Predictive coding offers a potentially unifying account of cortical function -- postulating that the core function of the brain is to minimize prediction errors with respect to a generative model of the world. The theory is closely related to the Bayesian brain framework and, over the last two decades, has gained substantial influence in the fields of theoretical and cognitive neuroscience. A large body of research has arisen based on both empirically testing improved and extended theoretical and mathematical models of predictive coding, as well as in evaluating their potential biological plausibility for implementation in the brain and the concrete neurophysiological and psychological predictions made by the theory. Despite this enduring popularity, however, no comprehensive review of predictive coding theory, and especially of recent developments in this field, exists. Here, we provide a comprehensive review both of the core mathematical structure and logic of predictive coding, thus complementing recent tutorials in the literature.
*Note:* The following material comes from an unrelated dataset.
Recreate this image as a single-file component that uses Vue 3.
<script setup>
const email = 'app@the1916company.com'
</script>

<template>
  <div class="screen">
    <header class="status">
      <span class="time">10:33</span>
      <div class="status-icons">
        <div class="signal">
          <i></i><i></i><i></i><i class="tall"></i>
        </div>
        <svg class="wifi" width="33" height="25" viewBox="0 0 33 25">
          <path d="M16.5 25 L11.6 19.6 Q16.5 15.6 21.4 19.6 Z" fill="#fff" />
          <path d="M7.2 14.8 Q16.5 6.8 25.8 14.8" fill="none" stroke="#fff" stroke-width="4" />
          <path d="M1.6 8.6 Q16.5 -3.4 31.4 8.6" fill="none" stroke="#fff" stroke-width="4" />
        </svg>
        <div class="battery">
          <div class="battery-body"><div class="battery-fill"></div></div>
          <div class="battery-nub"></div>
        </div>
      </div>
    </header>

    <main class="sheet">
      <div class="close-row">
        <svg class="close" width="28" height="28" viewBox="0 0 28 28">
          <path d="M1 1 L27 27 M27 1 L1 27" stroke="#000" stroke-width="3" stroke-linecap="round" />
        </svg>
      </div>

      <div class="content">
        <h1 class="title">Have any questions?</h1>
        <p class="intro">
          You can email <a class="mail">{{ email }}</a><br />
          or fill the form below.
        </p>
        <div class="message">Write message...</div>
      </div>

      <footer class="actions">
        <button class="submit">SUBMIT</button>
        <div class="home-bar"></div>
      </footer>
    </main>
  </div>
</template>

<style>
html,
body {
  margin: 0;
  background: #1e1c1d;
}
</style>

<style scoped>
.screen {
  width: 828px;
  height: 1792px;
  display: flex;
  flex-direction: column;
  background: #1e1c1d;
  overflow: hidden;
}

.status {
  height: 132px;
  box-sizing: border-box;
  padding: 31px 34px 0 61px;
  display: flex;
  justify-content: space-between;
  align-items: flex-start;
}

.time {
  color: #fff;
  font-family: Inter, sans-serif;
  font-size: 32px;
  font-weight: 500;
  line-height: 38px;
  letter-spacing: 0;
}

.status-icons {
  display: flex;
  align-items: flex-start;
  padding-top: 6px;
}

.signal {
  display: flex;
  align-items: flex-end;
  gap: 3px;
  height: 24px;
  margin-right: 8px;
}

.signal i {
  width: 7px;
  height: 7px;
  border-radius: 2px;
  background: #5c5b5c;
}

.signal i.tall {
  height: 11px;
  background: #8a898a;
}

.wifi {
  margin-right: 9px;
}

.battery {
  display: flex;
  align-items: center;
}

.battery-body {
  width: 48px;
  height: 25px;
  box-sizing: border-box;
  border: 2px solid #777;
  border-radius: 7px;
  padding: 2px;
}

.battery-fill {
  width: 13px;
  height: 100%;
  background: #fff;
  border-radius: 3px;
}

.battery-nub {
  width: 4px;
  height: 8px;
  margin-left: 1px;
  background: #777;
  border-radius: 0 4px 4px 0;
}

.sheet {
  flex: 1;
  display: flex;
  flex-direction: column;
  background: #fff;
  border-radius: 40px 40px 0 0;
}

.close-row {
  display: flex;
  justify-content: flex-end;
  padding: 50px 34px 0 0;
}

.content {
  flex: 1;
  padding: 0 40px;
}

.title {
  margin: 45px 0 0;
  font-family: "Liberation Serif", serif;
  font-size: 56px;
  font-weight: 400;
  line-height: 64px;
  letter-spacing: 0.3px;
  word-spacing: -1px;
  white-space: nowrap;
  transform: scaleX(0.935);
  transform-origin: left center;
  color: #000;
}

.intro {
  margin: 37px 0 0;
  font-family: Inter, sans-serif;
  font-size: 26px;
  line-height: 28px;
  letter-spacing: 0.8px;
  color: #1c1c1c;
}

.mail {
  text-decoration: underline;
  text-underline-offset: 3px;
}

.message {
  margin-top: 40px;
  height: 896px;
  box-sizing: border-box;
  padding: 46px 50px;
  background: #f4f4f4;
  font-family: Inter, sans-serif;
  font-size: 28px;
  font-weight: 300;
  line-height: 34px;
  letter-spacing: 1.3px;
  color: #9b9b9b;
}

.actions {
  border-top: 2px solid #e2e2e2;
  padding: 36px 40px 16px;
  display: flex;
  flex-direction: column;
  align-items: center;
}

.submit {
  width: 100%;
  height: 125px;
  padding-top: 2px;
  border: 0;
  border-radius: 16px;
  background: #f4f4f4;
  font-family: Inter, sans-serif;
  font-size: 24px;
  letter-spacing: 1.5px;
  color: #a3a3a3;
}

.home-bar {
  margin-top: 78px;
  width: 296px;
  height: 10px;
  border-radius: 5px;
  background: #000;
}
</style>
We also review a wide range of classic and recent work within the framework, ranging from the neurobiologically realistic microcircuits that could implement predictive coding, to the close relationship between predictive coding and the widely-used backpropagation of error algorithm, as well as surveying the close relationships between predictive coding and modern machine learning techniques.

Paper Structure

This paper contains 28 sections, 67 equations, 4 figures.

Figures (4)

  • Figure 1: Architecture of a multi-layer predictive coding network (here shown with two value and error neurons in each layer. The value neurons $\mu$ project to both the error neurons of the layer below (representing the top down connections) and the error neurons at the current layer to represent the current activity. The error neurons receive inhibitory top down inputs from the value neurons of the layer above and excitatory inputs from the value neurons at the same layer. Conversely, the value neurons receive excitatory projections from the error neurons of the layer below and inhibitory from the error neurons at the current layer. Crucially, for this model with its explicit error neurons, all synaptic plasticity rules are purely Hebbian.
  • Figure 2: The canonical microcircuit proposed by Bastos et al mapped onto the laminar connectivity of a cortical region (which comprises 6 layers). Here, for simplicity, we group layers L2 and L3 together into a broad 'superficial' layer and L5 and L6 together into a 'deep' layer. We ignore L1 entirely since there are few neurons there and they are not involved in the Bastos microcircuit. Bold lines are included in the canonoical microcircuit of Bastos et al. Dashed lines are connections which are known to exist in the cortex which are not explained by the model. Red text denotes the values which are computed in each part of the canonical microcircuit
  • Figure 3: Summary of the input output relationships for each paradigm of predictive coding. Specifically a.) What the input to the network is and b.) what the network is trained to predict.
  • Figure 4: Schematic architectures for the a.) Standard, or generative predictive coding setup, or b.) Reverse, or discriminative architecture trained for supervised classification on MNIST digits. In the generative model, the image input (in this case an MNIST digit) is presented to the bottom layer of the network, and the top layer is fixed to the label value (5). Predictions (in black) are passed down and prediction errors (in red) are passed upwards until the network equilibrates. In the discriminative mode, the input image is presented to the top of the network and the label is presented at the bottom. Thus the network aims to 'generate' the label from the image. The top-down flow of predictions becomes analogous to the forward pass in an artificial neural networks, and the bottom-up prediction errors become equivalent to the backpropagated gradients.